For the second year, the Columbia County Board of Education will honor the school system’s most dynamic first-year teacher. This year, two of the three finalists for Rookie of the Year are Augusta University graduates Beth Burgess (B.S.Ed., 2018) and Amanda Woods (B.S.Ed., 2019).
Dr. Kristy Brown, director of assessment and accreditation, worked with both of these talented alumni, and said their successes come from the drive to have relationships with their students. Relationships between students and teachers who are passionate about their work will always be the foundation of a successful classroom.
“I think what sets them apart is that they build off of the students’ assets to drive their instruction. They make learning personal, relevant and meaningful for each student,” Brown said. “They are both driven by passion and engage with students every day. Their positive attitude makes their schools better.”
Lifelong dream
For Burgess and Woods, teaching was always their goal. Burgess says she knew by her fourth-grade year in Franklin, Georgia, that she wanted to devote her life to teaching. And Woods said while growing up in Grapevine, Texas, she always knew she’d be a teacher. But she first served in the U.S. Navy.
Now Burgess teaches fourth grade at Grovetown Elementary School, Woods teaches sixth grade at Grovetown Middle School, and both credit the faculty at Augusta University for their first-year success.
“I was just thinking the other day about how great the education program was.
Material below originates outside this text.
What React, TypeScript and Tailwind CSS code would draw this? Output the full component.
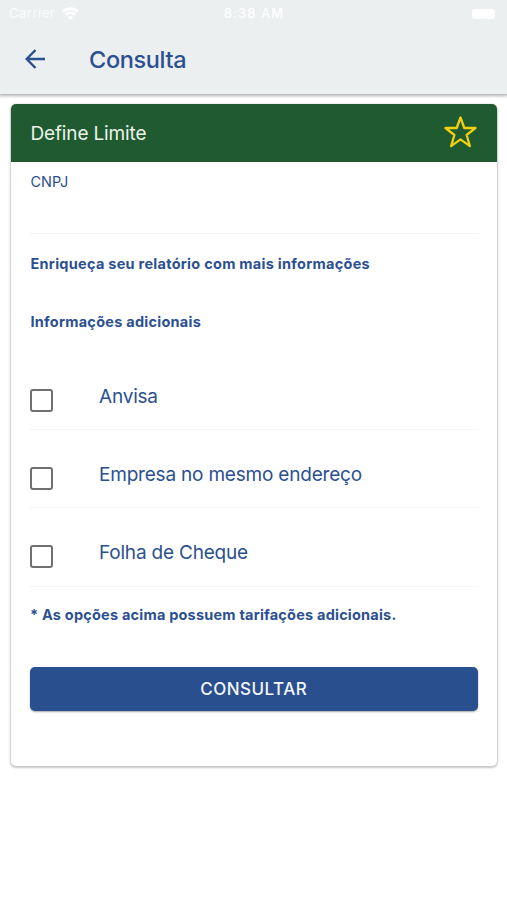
const options = ['Anvisa', 'Empresa no mesmo endereço', 'Folha de Cheque'];

function StatusBar() {
  return (
    <div className="grid h-[27px] grid-cols-3 items-center pl-[9px] pr-3 text-[13px] text-white">
      <div className="flex items-center gap-[7px]">
        <span className="tracking-[0.5px] opacity-80">Carrier</span>
        <svg width="17" height="13" viewBox="0 0 17 13" fill="none" stroke="currentColor" strokeWidth="2.8">
          <path d="M1 4.6C5.2.6 11.8.6 16 4.6" />
          <path d="M3.8 7.7c2.7-2.5 6.7-2.5 9.4 0" />
          <path d="M8.5 12.8 5.8 10c1.6-1.4 3.8-1.4 5.4 0Z" fill="currentColor" stroke="none" />
        </svg>
      </div>
      <span className="pl-[4px] text-center font-medium tracking-[1.05px]">8:38 AM</span>
      <div className="h-[10px] w-[23px] justify-self-end rounded-[3px] bg-white" />
    </div>
  );
}

function TopBar() {
  return (
    <header className="h-[94px] bg-[#ebeff0] shadow-[0_1px_3px_1px_rgba(0,0,0,0.3)]">
      <StatusBar />
      <div className="flex h-[65px] items-center pl-[25px]">
        <svg className="-mt-[2px]" width="20" height="20" viewBox="0 0 20 20" fill="none" stroke="currentColor" strokeWidth="2.4">
          <path d="M10.5 1 1.7 10l8.8 9M1.7 10H20" />
        </svg>
        <h1 className="ml-11 text-[23.5px] font-medium leading-8 tracking-[-0.35px]">Consulta</h1>
      </div>
    </header>
  );
}

function OptionRow({ label, last }: { label: string; last: boolean }) {
  return (
    <label className={`flex border-b border-[#f6f6f6] ${last ? 'h-[79px]' : 'h-[78px]'}`}>
      <span className="mt-[37px] h-[23px] w-[23px] rounded-[3px] border-[2.5px] border-[#707070]" />
      <span className="ml-[46px] mt-[31px] text-[19px] leading-7 tracking-[-0.2px]">{label}</span>
    </label>
  );
}

export default function App() {
  return (
    <div className="h-[900px] bg-white font-['Inter',sans-serif] text-[#2b5091]">
      <TopBar />
      <main className="px-[10.5px] pt-[10px]">
        <section className="h-[662px] overflow-hidden rounded-[5px] bg-white shadow-[0_1px_2px_1px_rgba(0,0,0,0.22)]">
          <div className="flex h-[58px] items-center justify-between bg-[#1f5a30] pl-5 pr-[20px] text-[#edf3e8]">
            <h2 className="mt-[2px] text-[19px] tracking-[-0.15px]">Define Limite</h2>
            <svg className="-mt-[2px]" width="33" height="32" viewBox="0 0 33 32" fill="none" stroke="#f0d010" strokeWidth="2.3" strokeLinejoin="round">
              <path d="m16.5 1.5 3.8 10.5h11.2l-8.9 7 3.3 11.1-9.4-6.7-9.4 6.7L10.4 19l-8.9-7h11.2Z" />
            </svg>
          </div>
          <div className="flex flex-col pl-[19.5px] pr-[18px]">
            <div className="h-[72px] border-b border-[#f4f4f4] pl-[0.5px] pt-[10px] text-[14.5px] leading-5">CNPJ</div>
            <p className="mt-[20px] pl-[0.5px] text-[14.5px] font-bold leading-5 tracking-[0.27px]">Enriqueça seu relatório com mais informações</p>
            <p className="mt-[38px] pl-[0.5px] text-[14.5px] font-bold leading-5 tracking-[0.25px]">Informações adicionais</p>
            <div className="mt-[20px]">
              {options.map((label, i) => (
                <OptionRow key={label} label={label} last={i === options.length - 1} />
              ))}
            </div>
            <p className="mt-[18px] text-[14.5px] font-bold leading-5 tracking-[0.21px]">* As opções acima possuem tarifações adicionais.</p>
            <button className="mr-[1px] mt-[42px] h-11 rounded-[5px] bg-[#294f8e] pt-[2px] text-[17px] font-medium tracking-[0.5px] text-[#f2f6fc] shadow-[0_1px_2px_rgba(0,0,0,0.35)]">
              CONSULTAR
            </button>
          </div>
        </section>
      </main>
    </div>
  );
}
I didn’t realize how well I was being prepared. Sometimes I would think, ‘This is so extra. We’re never going to have to do this.’ But, no, we’ve had to do everything they asked of us and it really paid off. I’m so glad for AU’s program,” Burgess said.
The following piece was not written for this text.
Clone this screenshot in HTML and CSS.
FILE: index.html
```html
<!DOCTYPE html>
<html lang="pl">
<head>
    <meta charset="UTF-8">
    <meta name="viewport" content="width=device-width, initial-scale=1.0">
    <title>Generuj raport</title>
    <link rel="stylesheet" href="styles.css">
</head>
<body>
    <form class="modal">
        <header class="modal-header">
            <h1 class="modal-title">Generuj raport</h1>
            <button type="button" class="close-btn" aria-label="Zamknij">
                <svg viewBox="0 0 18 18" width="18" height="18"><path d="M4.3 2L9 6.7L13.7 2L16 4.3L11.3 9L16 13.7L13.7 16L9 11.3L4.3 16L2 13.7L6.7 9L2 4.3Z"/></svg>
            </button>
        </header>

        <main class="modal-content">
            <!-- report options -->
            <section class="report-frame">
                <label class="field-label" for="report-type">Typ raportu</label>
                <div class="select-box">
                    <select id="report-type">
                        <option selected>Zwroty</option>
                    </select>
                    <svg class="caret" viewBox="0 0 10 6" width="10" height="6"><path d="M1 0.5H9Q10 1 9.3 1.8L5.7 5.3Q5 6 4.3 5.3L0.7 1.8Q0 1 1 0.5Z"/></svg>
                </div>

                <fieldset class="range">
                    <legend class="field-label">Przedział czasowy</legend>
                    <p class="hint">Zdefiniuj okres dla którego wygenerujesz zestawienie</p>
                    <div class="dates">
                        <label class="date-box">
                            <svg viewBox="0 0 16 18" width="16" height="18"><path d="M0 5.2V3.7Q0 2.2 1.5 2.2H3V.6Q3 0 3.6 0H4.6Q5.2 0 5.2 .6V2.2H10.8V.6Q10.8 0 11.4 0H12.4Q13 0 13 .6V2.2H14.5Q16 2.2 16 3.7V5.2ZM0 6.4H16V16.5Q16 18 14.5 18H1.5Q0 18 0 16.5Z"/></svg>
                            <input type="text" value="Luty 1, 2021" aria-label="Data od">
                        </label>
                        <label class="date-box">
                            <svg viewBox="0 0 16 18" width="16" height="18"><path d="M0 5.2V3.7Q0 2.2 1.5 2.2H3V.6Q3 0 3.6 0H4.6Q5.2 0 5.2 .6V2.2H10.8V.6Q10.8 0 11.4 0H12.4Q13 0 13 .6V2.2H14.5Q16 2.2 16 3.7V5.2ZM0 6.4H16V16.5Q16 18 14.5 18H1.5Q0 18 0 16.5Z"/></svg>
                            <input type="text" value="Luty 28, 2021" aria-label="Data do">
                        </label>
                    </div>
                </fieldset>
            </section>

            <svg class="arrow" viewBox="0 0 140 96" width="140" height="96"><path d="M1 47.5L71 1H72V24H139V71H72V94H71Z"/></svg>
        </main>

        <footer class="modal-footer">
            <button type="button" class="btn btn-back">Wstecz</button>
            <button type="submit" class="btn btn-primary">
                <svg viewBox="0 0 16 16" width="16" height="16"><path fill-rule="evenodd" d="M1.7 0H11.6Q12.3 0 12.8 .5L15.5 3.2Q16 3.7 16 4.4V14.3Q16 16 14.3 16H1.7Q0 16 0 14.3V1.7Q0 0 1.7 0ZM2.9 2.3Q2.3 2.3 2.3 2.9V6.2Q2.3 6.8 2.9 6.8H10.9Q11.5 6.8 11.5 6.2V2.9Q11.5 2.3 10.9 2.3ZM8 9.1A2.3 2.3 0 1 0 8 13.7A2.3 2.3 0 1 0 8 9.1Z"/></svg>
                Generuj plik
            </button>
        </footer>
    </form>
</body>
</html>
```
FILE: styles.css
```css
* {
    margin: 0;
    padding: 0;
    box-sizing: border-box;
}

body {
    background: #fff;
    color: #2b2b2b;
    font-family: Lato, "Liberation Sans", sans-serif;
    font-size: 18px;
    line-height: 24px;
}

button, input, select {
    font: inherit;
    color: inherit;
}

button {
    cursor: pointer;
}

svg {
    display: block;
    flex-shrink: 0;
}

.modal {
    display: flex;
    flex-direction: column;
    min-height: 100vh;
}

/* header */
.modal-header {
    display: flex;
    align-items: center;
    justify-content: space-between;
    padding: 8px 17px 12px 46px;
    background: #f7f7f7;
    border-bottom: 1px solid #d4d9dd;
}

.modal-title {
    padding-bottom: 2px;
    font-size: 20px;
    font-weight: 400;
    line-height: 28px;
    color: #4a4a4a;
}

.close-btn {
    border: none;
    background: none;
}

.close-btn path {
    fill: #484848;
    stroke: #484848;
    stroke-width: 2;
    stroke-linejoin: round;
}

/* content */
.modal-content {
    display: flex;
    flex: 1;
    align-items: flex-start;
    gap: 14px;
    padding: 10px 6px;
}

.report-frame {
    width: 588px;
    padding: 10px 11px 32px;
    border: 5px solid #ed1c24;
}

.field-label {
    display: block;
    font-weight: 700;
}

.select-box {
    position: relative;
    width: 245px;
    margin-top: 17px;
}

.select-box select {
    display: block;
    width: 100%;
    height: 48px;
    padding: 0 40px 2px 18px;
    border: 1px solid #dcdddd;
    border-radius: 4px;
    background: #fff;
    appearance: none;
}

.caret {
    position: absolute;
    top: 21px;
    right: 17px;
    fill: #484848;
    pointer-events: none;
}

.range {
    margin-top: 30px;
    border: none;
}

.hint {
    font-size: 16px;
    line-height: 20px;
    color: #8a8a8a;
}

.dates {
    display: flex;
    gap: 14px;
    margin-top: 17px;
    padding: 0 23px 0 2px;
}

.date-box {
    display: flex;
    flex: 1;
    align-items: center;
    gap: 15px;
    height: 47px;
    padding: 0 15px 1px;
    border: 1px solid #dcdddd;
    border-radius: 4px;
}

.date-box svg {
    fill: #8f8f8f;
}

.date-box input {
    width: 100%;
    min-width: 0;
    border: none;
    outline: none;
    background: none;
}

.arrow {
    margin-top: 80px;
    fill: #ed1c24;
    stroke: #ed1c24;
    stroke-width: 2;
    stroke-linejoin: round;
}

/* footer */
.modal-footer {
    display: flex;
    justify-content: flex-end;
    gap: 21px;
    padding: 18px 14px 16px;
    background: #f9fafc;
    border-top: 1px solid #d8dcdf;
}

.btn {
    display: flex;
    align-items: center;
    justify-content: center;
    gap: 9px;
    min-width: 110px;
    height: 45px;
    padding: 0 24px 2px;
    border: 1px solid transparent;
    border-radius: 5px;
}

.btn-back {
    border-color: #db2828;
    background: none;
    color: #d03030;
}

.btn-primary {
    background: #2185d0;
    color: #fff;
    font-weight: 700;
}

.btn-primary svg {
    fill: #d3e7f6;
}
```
She said she saw other new teachers have to learn certain things on the job, but she never struggled with things like creating lesson plans and station rotations. That allowed her to focus on mastering other skills and seeking mentoring.
For Woods, her relationships with her faculty made the biggest impact.
“The faculty really nurtured my go-getter nature and made me realize that it’s OK to set high goals and high aims for myself and to work toward achieving them and ignore the nay-sayers,” Woods said. “I’m so glad that I went to AU because it’s different than larger schools in that you really do get that rapport with the professors and they help you grow in more ways than just education. It’s so nurturing.”
Training pays off
Dr. Kim Barker, professor of education, said that is exactly the way the faculty have designed the program: to nurture pre-service teachers and to help them grow into difference-makers for students of all backgrounds.
“I think our teachers go out into the field having had a wealth and variety of rich, interconnected field experiences and they are exceptionally well prepared for the classroom,” Barker said. “We really work hard to tie content and theory to practice. Our candidates graduate ready to teach.”
But good preparation isn’t enough. Excellence in instruction still depends on a principled work ethic within the individual teacher. The drive to put in the labor to create a classroom environment where all students can learn is a standard that cannot be taught.
“Teaching is hard but meaningful work. And it’s clear that these two alumni have a passion for creating engaging lessons that set students up for success,” said Dr. Stacie Pettit, professor of education. “And every day they bring that passion to work with them, they can change lives.”
The winner of the Columbia County school system’s Rookie of the Year award will be announced later in the school year. In addition to the two AU alumni, University of Georgia graduate Raley Arnold, a second-grade teacher at Brookwood Elementary School, is the third finalist.